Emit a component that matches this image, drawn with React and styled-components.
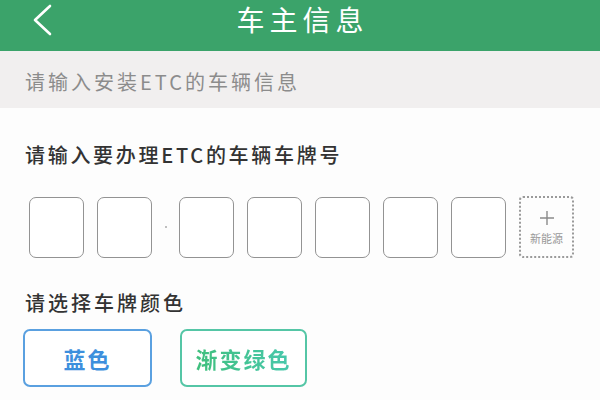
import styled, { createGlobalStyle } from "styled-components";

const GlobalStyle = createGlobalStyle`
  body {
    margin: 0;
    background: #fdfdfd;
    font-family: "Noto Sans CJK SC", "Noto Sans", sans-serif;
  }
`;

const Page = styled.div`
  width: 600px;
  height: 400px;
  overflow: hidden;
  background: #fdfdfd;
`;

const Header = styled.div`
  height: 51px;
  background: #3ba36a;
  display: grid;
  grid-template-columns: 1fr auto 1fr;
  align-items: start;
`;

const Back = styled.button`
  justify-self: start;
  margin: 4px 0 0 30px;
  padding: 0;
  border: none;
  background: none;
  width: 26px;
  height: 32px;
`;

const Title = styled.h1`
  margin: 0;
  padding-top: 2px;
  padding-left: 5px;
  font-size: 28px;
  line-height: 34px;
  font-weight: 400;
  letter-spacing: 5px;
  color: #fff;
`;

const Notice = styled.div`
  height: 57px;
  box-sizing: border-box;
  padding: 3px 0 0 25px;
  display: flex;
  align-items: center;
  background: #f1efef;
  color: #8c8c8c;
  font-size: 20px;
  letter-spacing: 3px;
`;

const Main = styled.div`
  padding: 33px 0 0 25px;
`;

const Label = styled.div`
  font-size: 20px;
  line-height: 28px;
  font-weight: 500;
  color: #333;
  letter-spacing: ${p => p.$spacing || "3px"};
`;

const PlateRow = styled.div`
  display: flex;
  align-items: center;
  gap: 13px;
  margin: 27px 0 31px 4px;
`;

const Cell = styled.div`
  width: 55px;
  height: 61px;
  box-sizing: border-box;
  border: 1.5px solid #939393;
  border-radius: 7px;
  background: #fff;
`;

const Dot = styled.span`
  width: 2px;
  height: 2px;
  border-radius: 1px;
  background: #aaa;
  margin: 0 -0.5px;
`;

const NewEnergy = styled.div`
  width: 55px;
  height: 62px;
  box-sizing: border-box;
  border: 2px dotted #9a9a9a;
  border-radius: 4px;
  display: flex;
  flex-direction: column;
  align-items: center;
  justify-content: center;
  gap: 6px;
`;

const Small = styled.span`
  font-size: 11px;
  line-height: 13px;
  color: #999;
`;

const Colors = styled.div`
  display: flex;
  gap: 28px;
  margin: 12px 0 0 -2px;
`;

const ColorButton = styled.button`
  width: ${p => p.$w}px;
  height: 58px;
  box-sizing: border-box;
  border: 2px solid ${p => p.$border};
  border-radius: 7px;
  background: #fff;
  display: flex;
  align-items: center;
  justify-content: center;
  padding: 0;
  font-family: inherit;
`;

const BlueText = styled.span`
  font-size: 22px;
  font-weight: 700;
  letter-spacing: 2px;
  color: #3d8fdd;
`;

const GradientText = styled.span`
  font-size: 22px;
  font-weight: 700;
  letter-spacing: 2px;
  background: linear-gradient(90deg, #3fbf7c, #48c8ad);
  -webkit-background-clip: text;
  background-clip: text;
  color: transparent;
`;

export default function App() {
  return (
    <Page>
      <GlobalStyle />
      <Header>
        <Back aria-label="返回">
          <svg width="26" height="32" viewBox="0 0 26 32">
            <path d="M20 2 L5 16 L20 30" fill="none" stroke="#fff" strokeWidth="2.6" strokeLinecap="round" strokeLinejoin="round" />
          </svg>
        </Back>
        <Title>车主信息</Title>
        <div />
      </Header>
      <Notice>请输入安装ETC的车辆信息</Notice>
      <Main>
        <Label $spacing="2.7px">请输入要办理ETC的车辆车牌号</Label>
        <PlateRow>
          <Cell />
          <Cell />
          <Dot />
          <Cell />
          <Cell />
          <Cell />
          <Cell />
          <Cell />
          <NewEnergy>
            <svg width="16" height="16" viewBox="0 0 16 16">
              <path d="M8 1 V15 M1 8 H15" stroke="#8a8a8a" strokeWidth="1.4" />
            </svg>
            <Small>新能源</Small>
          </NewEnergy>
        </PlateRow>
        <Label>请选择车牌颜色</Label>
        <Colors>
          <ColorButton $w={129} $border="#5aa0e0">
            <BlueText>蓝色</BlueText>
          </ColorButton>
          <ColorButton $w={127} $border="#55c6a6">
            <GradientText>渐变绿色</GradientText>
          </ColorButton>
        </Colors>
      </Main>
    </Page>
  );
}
- - - - - - -
Using the data above, write out every line exactly, leaving the images behind.

Emit a component that matches this image, drawn with React and styled-components.
import styled, { createGlobalStyle } from "styled-components";

const GlobalStyle = createGlobalStyle`
  body {
    margin: 0;
    background: #fdfdfd;
    font-family: "Noto Sans CJK SC", "Noto Sans", sans-serif;
  }
`;

const Page = styled.div`
  width: 600px;
  height: 400px;
  overflow: hidden;
  background: #fdfdfd;
`;

const Header = styled.div`
  height: 51px;
  background: #3ba36a;
  display: grid;
  grid-template-columns: 1fr auto 1fr;
  align-items: start;
`;

const Back = styled.button`
  justify-self: start;
  margin: 4px 0 0 30px;
  padding: 0;
  border: none;
  background: none;
  width: 26px;
  height: 32px;
`;

const Title = styled.h1`
  margin: 0;
  padding-top: 2px;
  padding-left: 5px;
  font-size: 28px;
  line-height: 34px;
  font-weight: 400;
  letter-spacing: 5px;
  color: #fff;
`;

const Notice = styled.div`
  height: 57px;
  box-sizing: border-box;
  padding: 3px 0 0 25px;
  display: flex;
  align-items: center;
  background: #f1efef;
  color: #8c8c8c;
  font-size: 20px;
  letter-spacing: 3px;
`;

const Main = styled.div`
  padding: 33px 0 0 25px;
`;

const Label = styled.div`
  font-size: 20px;
  line-height: 28px;
  font-weight: 500;
  color: #333;
  letter-spacing: ${p => p.$spacing || "3px"};
`;

const PlateRow = styled.div`
  display: flex;
  align-items: center;
  gap: 13px;
  margin: 27px 0 31px 4px;
`;

const Cell = styled.div`
  width: 55px;
  height: 61px;
  box-sizing: border-box;
  border: 1.5px solid #939393;
  border-radius: 7px;
  background: #fff;
`;

const Dot = styled.span`
  width: 2px;
  height: 2px;
  border-radius: 1px;
  background: #aaa;
  margin: 0 -0.5px;
`;

const NewEnergy = styled.div`
  width: 55px;
  height: 62px;
  box-sizing: border-box;
  border: 2px dotted #9a9a9a;
  border-radius: 4px;
  display: flex;
  flex-direction: column;
  align-items: center;
  justify-content: center;
  gap: 6px;
`;

const Small = styled.span`
  font-size: 11px;
  line-height: 13px;
  color: #999;
`;

const Colors = styled.div`
  display: flex;
  gap: 28px;
  margin: 12px 0 0 -2px;
`;

const ColorButton = styled.button`
  width: ${p => p.$w}px;
  height: 58px;
  box-sizing: border-box;
  border: 2px solid ${p => p.$border};
  border-radius: 7px;
  background: #fff;
  display: flex;
  align-items: center;
  justify-content: center;
  padding: 0;
  font-family: inherit;
`;

const BlueText = styled.span`
  font-size: 22px;
  font-weight: 700;
  letter-spacing: 2px;
  color: #3d8fdd;
`;

const GradientText = styled.span`
  font-size: 22px;
  font-weight: 700;
  letter-spacing: 2px;
  background: linear-gradient(90deg, #3fbf7c, #48c8ad);
  -webkit-background-clip: text;
  background-clip: text;
  color: transparent;
`;

export default function App() {
  return (
    <Page>
      <GlobalStyle />
      <Header>
        <Back aria-label="返回">
          <svg width="26" height="32" viewBox="0 0 26 32">
            <path d="M20 2 L5 16 L20 30" fill="none" stroke="#fff" strokeWidth="2.6" strokeLinecap="round" strokeLinejoin="round" />
          </svg>
        </Back>
        <Title>车主信息</Title>
        <div />
      </Header>
      <Notice>请输入安装ETC的车辆信息</Notice>
      <Main>
        <Label $spacing="2.7px">请输入要办理ETC的车辆车牌号</Label>
        <PlateRow>
          <Cell />
          <Cell />
          <Dot />
          <Cell />
          <Cell />
          <Cell />
          <Cell />
          <Cell />
          <NewEnergy>
            <svg width="16" height="16" viewBox="0 0 16 16">
              <path d="M8 1 V15 M1 8 H15" stroke="#8a8a8a" strokeWidth="1.4" />
            </svg>
            <Small>新能源</Small>
          </NewEnergy>
        </PlateRow>
        <Label>请选择车牌颜色</Label>
        <Colors>
          <ColorButton $w={129} $border="#5aa0e0">
            <BlueText>蓝色</BlueText>
          </ColorButton>
          <ColorButton $w={127} $border="#55c6a6">
            <GradientText>渐变绿色</GradientText>
          </ColorButton>
        </Colors>
      </Main>
    </Page>
  );
}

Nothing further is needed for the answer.